Exercise — Starting at the line that contains "The picture is", copy every line down to the line that contains "customElement, property, state", inclusive, exactly as it stands. Omit all other lines.

Source excerpt —
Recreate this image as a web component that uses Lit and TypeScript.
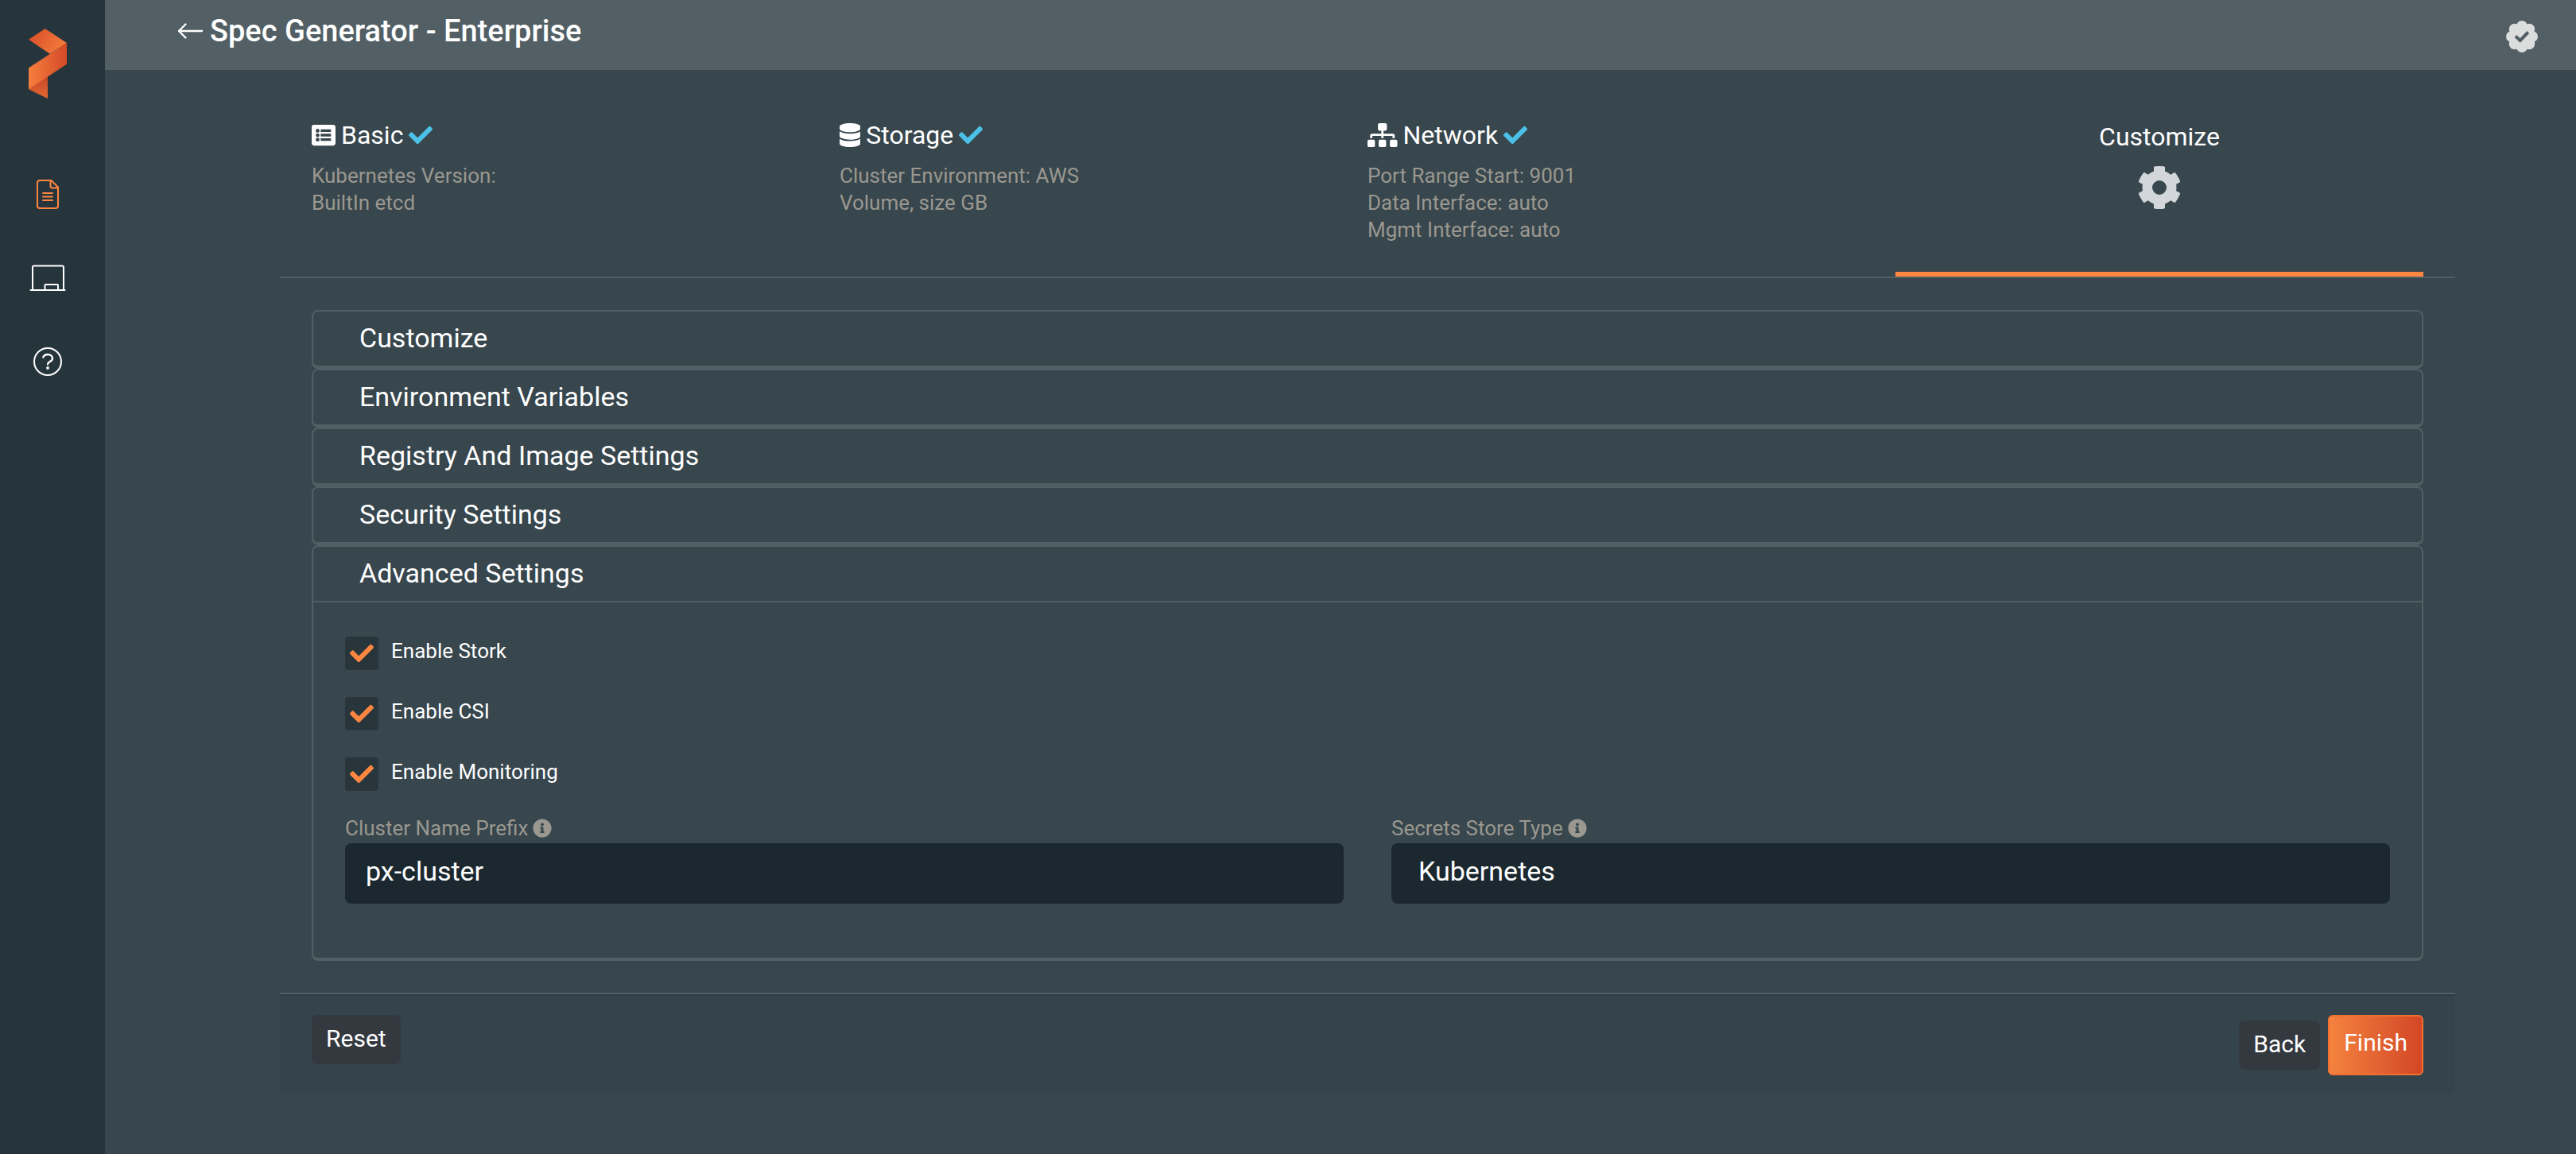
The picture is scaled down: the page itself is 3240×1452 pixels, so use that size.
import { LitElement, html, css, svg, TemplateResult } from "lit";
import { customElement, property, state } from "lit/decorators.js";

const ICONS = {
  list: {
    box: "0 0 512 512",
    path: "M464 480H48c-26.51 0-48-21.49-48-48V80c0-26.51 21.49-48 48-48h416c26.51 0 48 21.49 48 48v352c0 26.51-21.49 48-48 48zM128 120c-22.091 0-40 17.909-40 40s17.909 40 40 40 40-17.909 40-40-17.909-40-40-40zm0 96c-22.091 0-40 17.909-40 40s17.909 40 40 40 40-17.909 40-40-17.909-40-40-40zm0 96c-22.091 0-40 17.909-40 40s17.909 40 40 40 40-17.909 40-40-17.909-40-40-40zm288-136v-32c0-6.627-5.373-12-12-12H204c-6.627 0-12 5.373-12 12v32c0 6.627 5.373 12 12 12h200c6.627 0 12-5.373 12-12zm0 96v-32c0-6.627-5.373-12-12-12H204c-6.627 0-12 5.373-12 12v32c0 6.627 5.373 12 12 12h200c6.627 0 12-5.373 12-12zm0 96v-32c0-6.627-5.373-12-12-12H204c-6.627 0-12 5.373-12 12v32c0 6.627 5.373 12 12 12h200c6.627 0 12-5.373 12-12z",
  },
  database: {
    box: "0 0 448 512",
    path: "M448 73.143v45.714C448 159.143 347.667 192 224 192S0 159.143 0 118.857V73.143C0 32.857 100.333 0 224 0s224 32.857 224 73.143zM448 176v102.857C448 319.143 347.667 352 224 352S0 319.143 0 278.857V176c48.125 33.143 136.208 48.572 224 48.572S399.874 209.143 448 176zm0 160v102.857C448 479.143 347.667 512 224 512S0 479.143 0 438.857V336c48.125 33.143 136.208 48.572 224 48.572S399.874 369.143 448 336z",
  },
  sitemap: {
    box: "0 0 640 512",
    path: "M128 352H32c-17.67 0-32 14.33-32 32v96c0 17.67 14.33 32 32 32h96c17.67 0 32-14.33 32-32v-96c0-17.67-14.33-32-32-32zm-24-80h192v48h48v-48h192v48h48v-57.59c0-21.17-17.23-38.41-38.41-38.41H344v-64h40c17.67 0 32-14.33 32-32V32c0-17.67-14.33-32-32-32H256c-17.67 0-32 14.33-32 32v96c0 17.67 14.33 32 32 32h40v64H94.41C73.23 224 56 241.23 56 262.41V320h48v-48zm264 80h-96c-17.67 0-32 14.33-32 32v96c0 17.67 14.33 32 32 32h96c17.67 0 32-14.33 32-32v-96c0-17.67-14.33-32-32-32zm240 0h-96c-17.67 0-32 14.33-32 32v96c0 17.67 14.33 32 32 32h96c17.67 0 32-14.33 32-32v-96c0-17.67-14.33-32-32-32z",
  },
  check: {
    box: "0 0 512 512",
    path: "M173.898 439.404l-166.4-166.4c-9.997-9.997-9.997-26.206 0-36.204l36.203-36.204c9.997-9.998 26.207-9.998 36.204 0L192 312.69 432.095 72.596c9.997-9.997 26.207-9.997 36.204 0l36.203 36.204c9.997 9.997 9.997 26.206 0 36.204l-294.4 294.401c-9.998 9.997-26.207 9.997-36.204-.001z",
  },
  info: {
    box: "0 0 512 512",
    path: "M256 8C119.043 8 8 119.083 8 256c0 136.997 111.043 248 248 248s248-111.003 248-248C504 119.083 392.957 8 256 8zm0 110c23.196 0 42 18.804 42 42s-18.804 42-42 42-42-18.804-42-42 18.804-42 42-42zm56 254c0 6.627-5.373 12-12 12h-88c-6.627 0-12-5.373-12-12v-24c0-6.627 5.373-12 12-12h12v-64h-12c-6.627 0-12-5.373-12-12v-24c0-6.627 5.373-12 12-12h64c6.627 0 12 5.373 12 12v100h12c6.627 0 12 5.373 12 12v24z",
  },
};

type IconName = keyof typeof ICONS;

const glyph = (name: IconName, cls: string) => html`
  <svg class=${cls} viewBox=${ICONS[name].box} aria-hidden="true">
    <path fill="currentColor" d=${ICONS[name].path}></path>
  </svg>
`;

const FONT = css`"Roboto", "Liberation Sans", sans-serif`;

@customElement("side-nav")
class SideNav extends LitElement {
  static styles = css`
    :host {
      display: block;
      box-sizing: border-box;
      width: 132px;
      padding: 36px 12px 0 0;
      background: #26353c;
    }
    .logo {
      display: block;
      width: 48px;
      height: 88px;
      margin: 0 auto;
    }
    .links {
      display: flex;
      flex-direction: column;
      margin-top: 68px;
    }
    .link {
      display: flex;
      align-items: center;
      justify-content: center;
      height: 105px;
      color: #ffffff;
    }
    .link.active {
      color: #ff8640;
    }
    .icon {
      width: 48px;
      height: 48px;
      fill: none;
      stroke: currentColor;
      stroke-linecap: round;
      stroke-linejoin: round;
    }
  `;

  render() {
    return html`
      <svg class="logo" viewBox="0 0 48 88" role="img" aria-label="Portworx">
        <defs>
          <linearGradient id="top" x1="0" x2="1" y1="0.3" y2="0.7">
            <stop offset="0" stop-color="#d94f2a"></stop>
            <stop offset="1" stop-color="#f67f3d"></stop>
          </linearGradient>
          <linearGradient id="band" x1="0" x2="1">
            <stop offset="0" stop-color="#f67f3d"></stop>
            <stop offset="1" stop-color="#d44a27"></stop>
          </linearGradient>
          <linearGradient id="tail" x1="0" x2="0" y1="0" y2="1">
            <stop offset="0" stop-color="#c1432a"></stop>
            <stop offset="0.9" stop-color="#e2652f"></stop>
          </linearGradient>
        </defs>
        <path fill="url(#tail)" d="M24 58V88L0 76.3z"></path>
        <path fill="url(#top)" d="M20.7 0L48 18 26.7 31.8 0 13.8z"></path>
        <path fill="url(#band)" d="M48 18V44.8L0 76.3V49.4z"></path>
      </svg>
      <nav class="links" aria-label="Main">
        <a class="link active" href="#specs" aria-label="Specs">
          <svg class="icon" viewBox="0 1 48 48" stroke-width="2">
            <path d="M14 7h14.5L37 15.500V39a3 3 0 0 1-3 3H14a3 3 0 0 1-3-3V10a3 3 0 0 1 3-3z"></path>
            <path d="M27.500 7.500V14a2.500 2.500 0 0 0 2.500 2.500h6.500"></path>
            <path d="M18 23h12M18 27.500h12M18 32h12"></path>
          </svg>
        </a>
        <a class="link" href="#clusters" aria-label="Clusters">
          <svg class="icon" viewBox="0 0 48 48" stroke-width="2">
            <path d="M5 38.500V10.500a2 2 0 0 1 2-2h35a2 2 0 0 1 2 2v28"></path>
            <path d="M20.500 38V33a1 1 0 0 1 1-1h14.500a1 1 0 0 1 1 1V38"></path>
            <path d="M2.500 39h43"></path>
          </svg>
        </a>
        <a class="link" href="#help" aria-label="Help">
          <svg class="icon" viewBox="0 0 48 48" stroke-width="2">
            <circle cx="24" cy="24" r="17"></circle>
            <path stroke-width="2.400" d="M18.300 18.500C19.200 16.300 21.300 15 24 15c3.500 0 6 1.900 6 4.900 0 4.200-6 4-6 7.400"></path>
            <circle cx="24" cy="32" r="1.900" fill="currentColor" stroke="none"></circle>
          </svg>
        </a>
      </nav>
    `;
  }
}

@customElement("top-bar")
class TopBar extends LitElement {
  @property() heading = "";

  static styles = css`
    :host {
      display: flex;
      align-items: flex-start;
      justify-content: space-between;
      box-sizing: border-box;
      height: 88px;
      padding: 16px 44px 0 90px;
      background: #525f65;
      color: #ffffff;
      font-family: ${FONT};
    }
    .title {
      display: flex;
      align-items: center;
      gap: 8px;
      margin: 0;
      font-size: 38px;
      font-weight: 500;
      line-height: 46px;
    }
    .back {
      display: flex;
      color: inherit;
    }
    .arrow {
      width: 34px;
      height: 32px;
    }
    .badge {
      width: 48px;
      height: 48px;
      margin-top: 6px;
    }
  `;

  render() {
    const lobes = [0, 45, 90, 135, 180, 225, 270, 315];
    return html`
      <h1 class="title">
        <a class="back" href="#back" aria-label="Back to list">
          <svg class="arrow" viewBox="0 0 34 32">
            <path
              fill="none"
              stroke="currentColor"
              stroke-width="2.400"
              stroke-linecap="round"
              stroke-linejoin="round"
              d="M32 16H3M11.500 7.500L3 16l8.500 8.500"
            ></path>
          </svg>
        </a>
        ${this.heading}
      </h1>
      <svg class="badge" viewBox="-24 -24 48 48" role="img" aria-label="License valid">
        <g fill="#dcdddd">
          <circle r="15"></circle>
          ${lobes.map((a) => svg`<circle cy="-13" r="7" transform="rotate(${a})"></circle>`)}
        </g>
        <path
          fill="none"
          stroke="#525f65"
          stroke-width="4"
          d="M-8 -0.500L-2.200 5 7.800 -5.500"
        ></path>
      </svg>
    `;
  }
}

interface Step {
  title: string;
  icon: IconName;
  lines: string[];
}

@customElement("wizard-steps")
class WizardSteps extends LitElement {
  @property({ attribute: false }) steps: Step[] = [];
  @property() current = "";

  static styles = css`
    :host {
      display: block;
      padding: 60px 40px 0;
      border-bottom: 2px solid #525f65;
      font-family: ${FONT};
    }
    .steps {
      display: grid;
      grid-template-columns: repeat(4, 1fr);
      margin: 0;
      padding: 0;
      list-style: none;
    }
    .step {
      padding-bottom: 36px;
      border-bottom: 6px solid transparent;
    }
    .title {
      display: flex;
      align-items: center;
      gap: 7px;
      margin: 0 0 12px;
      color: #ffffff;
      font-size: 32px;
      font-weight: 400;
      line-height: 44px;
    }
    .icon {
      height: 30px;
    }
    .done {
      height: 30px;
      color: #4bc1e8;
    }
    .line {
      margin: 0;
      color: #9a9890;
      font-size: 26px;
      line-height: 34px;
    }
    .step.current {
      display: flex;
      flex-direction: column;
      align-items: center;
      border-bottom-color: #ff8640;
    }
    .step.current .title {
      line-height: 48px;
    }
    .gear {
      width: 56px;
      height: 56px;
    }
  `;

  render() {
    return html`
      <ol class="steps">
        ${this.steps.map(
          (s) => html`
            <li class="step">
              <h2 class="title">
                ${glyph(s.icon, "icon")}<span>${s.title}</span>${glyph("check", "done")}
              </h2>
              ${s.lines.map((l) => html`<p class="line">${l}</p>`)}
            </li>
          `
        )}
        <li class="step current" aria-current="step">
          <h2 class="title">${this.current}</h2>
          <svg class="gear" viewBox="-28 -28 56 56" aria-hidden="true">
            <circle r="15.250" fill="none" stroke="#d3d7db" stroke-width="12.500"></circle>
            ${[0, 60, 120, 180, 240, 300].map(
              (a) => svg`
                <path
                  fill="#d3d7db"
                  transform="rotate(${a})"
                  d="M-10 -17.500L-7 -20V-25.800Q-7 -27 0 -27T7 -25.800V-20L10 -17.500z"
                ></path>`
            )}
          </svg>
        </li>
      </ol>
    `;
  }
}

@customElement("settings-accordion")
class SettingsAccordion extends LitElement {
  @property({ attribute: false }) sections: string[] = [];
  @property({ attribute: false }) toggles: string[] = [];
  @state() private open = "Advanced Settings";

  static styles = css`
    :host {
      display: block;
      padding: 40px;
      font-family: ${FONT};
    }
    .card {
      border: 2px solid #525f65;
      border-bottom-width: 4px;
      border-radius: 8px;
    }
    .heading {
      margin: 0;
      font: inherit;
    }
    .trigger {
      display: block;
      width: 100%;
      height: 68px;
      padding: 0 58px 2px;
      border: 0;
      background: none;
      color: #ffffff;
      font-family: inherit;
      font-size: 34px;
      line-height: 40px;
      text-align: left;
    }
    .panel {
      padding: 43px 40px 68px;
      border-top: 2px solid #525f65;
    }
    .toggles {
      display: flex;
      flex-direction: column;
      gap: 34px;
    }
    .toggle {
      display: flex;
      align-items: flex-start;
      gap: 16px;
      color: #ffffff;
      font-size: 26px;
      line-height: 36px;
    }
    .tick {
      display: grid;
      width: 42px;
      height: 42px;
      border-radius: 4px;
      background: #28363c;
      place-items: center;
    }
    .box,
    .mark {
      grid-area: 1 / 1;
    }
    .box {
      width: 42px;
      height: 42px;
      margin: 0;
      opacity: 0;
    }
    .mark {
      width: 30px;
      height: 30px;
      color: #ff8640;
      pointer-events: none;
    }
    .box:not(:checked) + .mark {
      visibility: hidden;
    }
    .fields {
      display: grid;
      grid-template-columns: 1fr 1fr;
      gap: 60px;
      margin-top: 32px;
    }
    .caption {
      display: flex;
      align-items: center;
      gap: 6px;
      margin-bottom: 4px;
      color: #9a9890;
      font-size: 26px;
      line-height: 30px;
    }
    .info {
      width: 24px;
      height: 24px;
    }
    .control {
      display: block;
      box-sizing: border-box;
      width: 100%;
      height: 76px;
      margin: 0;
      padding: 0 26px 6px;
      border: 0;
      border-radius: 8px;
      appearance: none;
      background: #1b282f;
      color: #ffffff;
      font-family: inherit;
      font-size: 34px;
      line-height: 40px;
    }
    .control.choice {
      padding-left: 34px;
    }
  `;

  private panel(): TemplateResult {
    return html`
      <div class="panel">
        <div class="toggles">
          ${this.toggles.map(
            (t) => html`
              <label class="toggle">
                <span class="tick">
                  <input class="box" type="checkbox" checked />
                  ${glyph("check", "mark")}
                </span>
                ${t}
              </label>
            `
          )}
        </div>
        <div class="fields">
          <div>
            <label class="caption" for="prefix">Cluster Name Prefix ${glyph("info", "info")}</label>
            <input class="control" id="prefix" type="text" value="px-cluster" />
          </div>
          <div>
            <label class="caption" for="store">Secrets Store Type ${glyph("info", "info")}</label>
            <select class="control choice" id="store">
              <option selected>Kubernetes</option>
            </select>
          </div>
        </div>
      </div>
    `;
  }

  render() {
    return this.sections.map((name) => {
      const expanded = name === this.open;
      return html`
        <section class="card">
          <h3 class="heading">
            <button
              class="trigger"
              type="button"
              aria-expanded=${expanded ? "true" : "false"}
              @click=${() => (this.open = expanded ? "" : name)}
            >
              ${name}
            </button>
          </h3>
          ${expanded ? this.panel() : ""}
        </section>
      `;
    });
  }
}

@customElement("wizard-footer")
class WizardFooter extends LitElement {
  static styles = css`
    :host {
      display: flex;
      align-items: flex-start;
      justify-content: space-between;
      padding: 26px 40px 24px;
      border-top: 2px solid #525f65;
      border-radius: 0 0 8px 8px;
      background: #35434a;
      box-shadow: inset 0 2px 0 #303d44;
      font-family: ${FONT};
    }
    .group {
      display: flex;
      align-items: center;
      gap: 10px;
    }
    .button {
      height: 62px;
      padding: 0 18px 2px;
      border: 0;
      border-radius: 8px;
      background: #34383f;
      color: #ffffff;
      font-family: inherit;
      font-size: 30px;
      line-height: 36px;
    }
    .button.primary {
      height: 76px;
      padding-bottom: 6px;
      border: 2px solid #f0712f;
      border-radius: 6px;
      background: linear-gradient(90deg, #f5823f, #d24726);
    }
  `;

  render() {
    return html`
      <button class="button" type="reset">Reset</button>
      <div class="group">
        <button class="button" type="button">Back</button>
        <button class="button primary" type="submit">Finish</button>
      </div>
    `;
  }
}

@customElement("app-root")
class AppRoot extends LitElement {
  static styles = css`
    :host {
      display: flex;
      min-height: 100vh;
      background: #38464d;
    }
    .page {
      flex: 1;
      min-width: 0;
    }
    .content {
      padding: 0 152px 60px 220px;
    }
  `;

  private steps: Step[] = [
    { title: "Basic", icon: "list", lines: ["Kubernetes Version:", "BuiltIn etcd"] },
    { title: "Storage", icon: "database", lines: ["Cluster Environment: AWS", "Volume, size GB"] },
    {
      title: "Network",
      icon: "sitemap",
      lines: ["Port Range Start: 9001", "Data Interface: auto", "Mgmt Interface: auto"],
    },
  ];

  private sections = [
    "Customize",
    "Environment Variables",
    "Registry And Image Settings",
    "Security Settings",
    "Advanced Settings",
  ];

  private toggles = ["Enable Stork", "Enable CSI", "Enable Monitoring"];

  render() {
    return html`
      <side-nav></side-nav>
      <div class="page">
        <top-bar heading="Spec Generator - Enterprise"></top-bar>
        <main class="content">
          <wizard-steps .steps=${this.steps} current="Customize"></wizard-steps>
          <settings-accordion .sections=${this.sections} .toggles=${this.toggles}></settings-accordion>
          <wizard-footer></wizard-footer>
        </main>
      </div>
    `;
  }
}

Written answer —
The picture is scaled down: the page itself is 3240×1452 pixels, so use that size.
import { LitElement, html, css, svg, TemplateResult } from "lit";
import { customElement, property, state } from "lit/decorators.js";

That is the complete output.